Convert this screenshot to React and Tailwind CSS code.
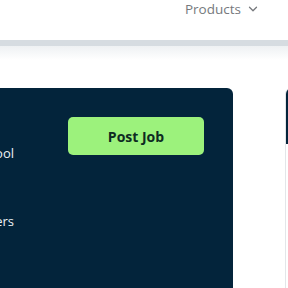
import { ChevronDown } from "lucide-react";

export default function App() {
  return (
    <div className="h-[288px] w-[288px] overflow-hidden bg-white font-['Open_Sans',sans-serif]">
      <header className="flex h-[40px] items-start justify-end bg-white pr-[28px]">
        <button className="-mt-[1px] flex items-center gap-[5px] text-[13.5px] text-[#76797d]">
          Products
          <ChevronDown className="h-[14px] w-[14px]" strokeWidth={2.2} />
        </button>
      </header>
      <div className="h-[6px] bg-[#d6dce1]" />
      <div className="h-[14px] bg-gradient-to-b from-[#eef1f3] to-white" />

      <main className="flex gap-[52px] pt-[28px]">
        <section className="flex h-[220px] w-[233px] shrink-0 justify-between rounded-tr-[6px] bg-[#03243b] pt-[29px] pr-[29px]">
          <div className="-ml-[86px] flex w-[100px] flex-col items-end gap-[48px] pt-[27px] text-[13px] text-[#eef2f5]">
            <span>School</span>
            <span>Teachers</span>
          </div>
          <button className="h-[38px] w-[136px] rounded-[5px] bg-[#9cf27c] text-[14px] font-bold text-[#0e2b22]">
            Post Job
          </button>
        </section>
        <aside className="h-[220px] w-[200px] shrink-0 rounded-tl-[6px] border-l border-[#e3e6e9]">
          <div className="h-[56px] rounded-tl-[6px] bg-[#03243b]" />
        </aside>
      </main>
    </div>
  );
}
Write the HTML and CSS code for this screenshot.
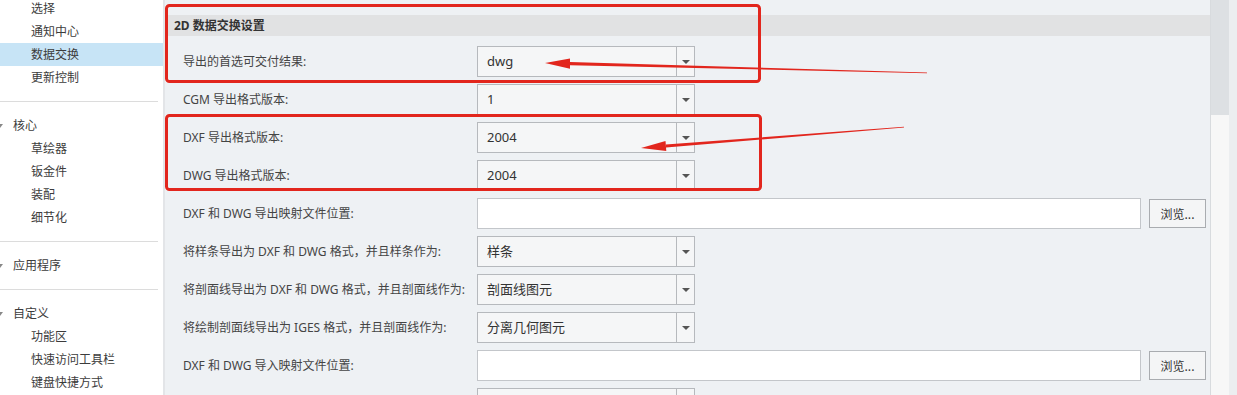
+ + + + +
◆ The problem ◆
Reproduce every entry word for word, but skip any pictures.

◆ The reply ◆
Convert this screenshot to React and Tailwind CSS code.
import { ChevronDown } from "lucide-react";

export default function App() {
  return (
    <div className="h-[288px] w-[288px] overflow-hidden bg-white font-['Open_Sans',sans-serif]">
      <header className="flex h-[40px] items-start justify-end bg-white pr-[28px]">
        <button className="-mt-[1px] flex items-center gap-[5px] text-[13.5px] text-[#76797d]">
          Products
          <ChevronDown className="h-[14px] w-[14px]" strokeWidth={2.2} />
        </button>
      </header>
      <div className="h-[6px] bg-[#d6dce1]" />
      <div className="h-[14px] bg-gradient-to-b from-[#eef1f3] to-white" />

      <main className="flex gap-[52px] pt-[28px]">
        <section className="flex h-[220px] w-[233px] shrink-0 justify-between rounded-tr-[6px] bg-[#03243b] pt-[29px] pr-[29px]">
          <div className="-ml-[86px] flex w-[100px] flex-col items-end gap-[48px] pt-[27px] text-[13px] text-[#eef2f5]">
            <span>School</span>
            <span>Teachers</span>
          </div>
          <button className="h-[38px] w-[136px] rounded-[5px] bg-[#9cf27c] text-[14px] font-bold text-[#0e2b22]">
            Post Job
          </button>
        </section>
        <aside className="h-[220px] w-[200px] shrink-0 rounded-tl-[6px] border-l border-[#e3e6e9]">
          <div className="h-[56px] rounded-tl-[6px] bg-[#03243b]" />
        </aside>
      </main>
    </div>
  );
}
Write the HTML and CSS code for this screenshot.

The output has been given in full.